De la zone industrielle caennaise aux hôtels ensoleillés du Cameroun, Nikki Beuneiche insuffle à chaque contrainte l’élan d’une vision audacieuse, créative et poétique.
Une identité forgée dans la diversité
Certains professionnels se distinguent par leur capacité à embrasser une grande variété de disciplines. C’est précisément le cas de Nikki Beuneiche, qui navigue entre architecture, design et architecture d’intérieur avec une aisance qui puise ses racines dans une formation atypique. D’abord l’École Camondo à Paris pour maîtriser l’échelle intérieure et le design d’objet, puis l’École Nationale Supérieure d’Architecture de Paris Malaquais pour appréhender l’urbain. Au préalable, une année de design graphique à Caen, qui a aiguisé son regard sur la composition et l’harmonie visuelle.
Cette formation éclectique, renforcée par trois années en agence en Suisse, a construit son approche méthodologique. « L’objectif principal de l’atelier est d’avoir des clients et des partenaires satisfaits et fiers du projet accompli ensemble », résume Nikki. Depuis 2018, son Atelier à Caen cultive cette philosophie collaborative, traitant avec la même exigence les rénovations patrimoniales et les créations contemporaines, des maisons individuelles aux projets hôteliers. Cette diversité nourrit une créativité qui refuse les solutions toutes faites.

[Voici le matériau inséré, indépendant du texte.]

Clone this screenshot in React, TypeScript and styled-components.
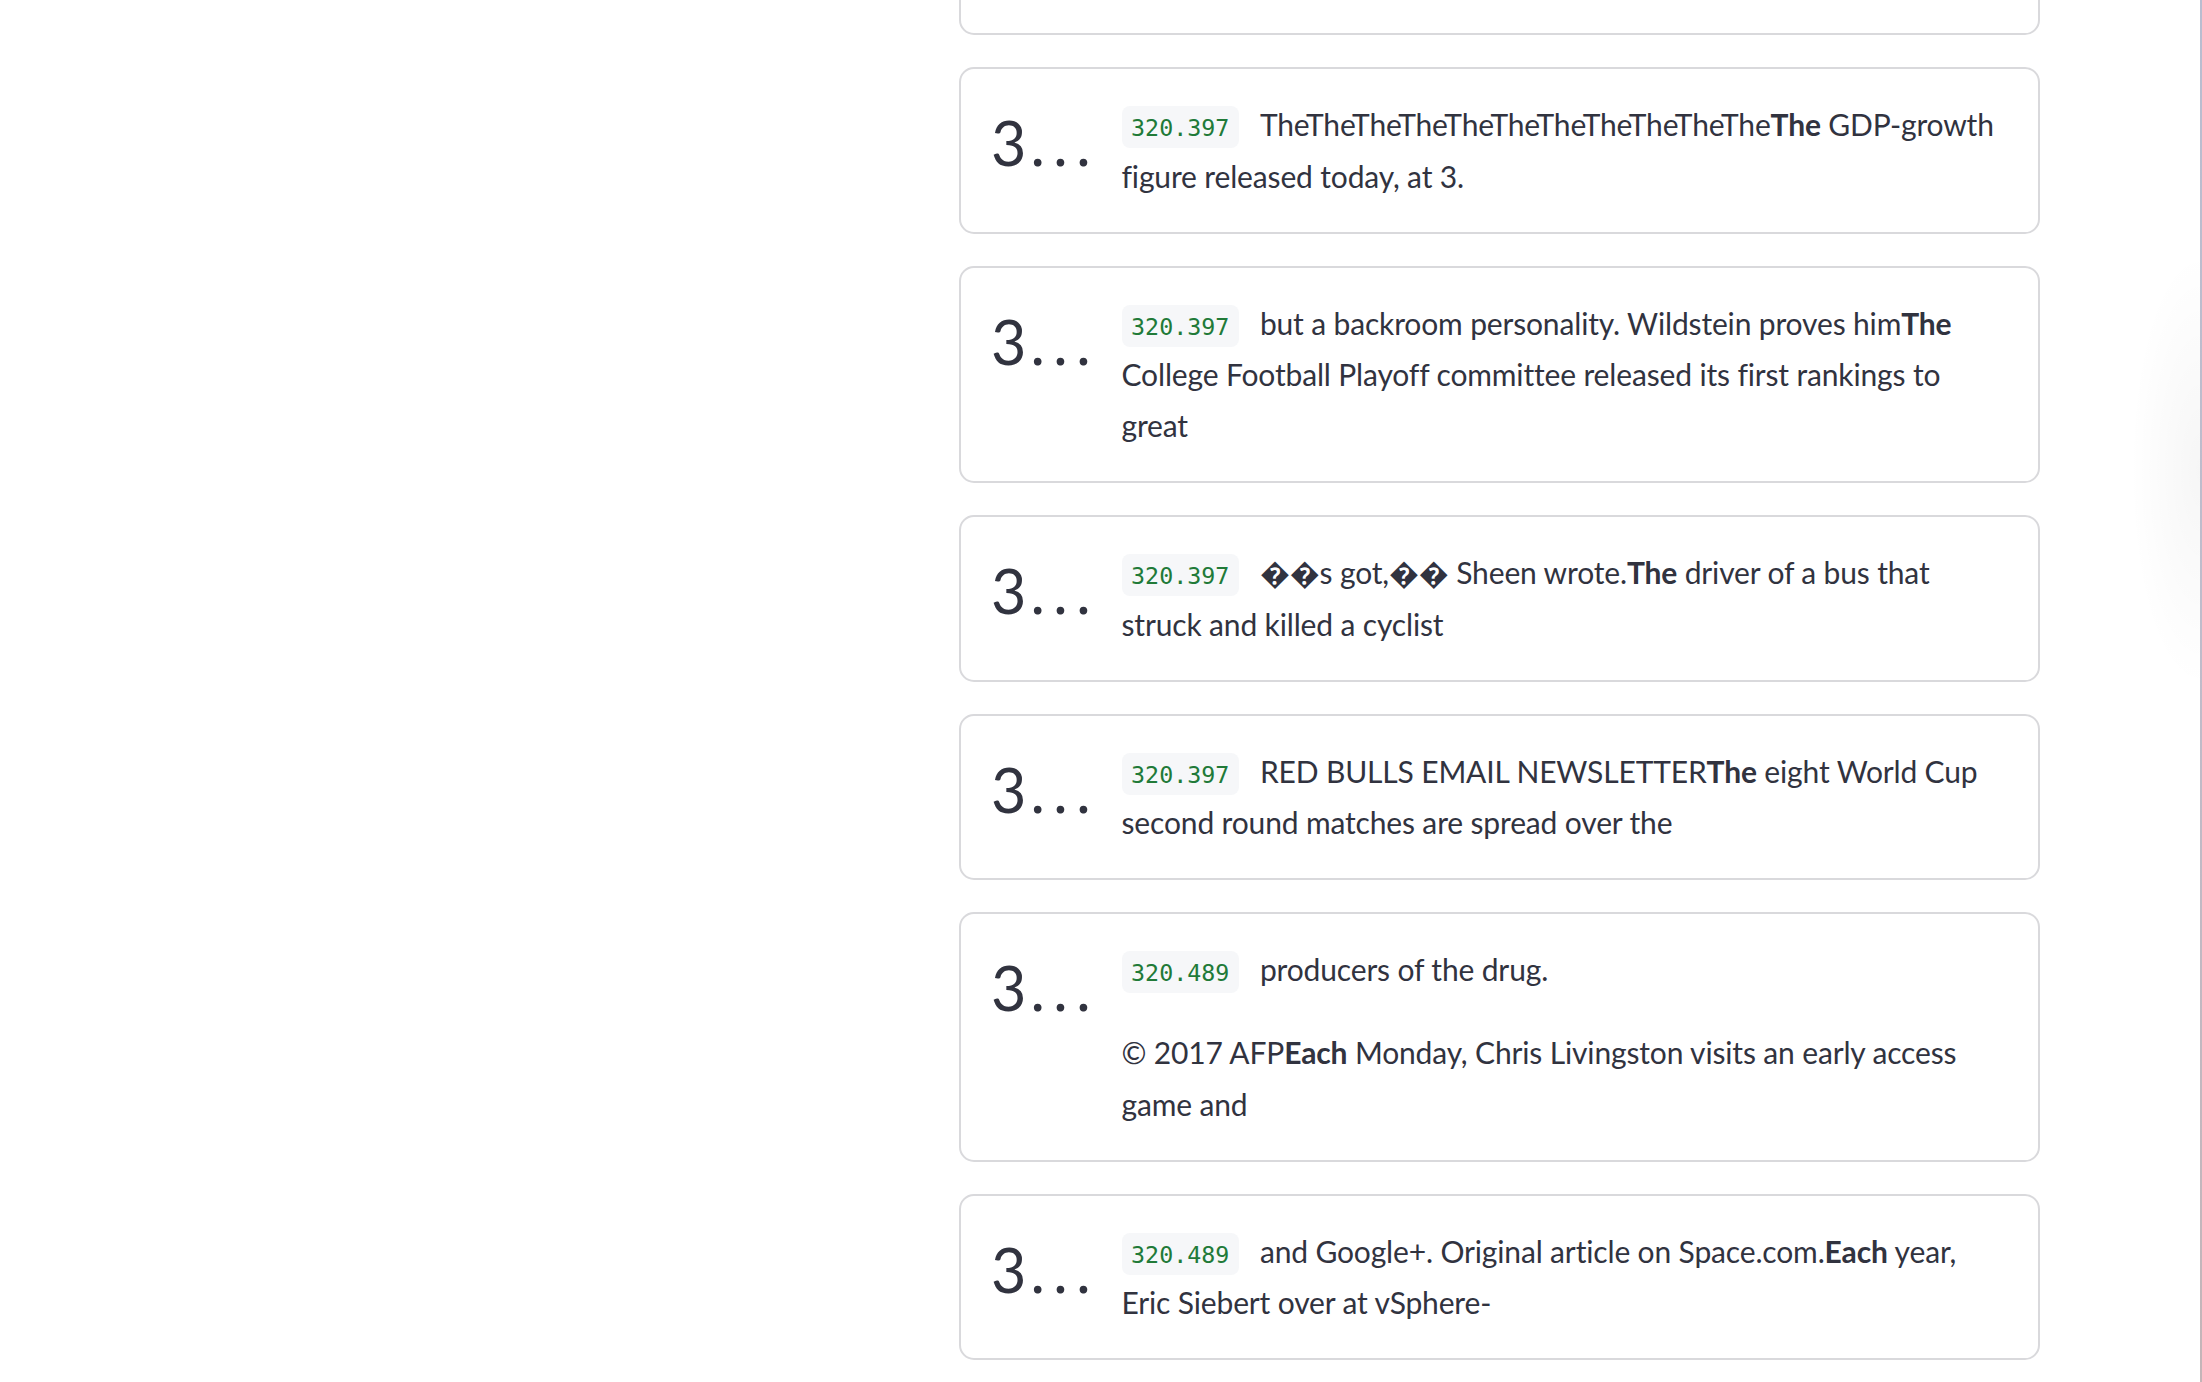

Quand l’industrie rencontre la sensorialité
À Caen, dans une zone industrielle où dominent enrobé gris et hangars fonctionnels, le restaurant Musa Giorgia crée le contraste. Cette transformation radicale d’un espace commercial banal en voyage sensoriel vers l’Italie illustre l’approche de Nikki Beuneiche : partir des contraintes pour créer l’inattendu. Marbres précieux, velours imprimés, zelliges et laiton composent une partition visuelle qui fait oublier l’environnement industriel. Un bar central monumental, couronné d’une fresque céleste peinte sur mesure, redéfinit l’espace. « Pour moi, l’Italie, ce sont les matières riches », explique l’architecte.
Cette philosophie de la transformation trouve son expression la plus aboutie dans ses projets patrimoniaux. Le château de la Bribourdière, en Basse-Normandie, premier défi d’envergure en 2018, condensait toutes les complexités du métier : contraintes réglementaires, respect historique, viabilité économique. Cette rénovation révèle la capacité de l’architecte à concilier préservation du patrimoine et modernité. « C’est un projet qui me tient à cœur, autant par son envergure que par son côté patrimonial qui m’inspire beaucoup », confie-t-elle. Cette reconversion offre aujourd’hui au château une nouvelle vie, alliant respect du patrimoine et usage contemporain.
Du local au global, les défis de l’expansion
L’Afrique n’était pas dans les plans de développement de l’atelier d’architecture Nikki Beuneiche. Pourtant, un projet hôtelier au Cameroun, prévu pour 2026, révèle comment l’architecture peut transcender les frontières. Cette commande est née d’un coup de cœur : une propriétaire camerounaise, séduite par l’une de ses réalisations à Caen, a sollicité Nikki pour son hôtel de Yaoundé. Onze chambres et sept suites sur une parcelle offrant une vue dégagée, conception entièrement pilotée depuis la Normandie : le projet concentre tous les défis de l’internationalisation d’un savoir-faire.
Les obstacles logistiques auraient pu décourager : acheminement par containers, coordination à distance, adaptation aux matériaux locaux. L’architecte normande s’est pourtant rendue sur place pour rencontrer les menuisiers camerounais et sélectionner les essences de bois. « J’ai la chance d’exercer un métier passionnant où les clients viennent me voir pour concrétiser leurs rêves plutôt que pour résoudre des problèmes », explique-t-elle. Cette dimension humaine du métier, qui transforme les difficultés en opportunités créatives, dessine une nouvelle géographie de l’architecture contemporaine. Du château normand à l’hôtel africain, l’atelier Nikki Beuneiche prouve que la créativité architecturale peut s’affranchir des frontières sans perdre son authenticité.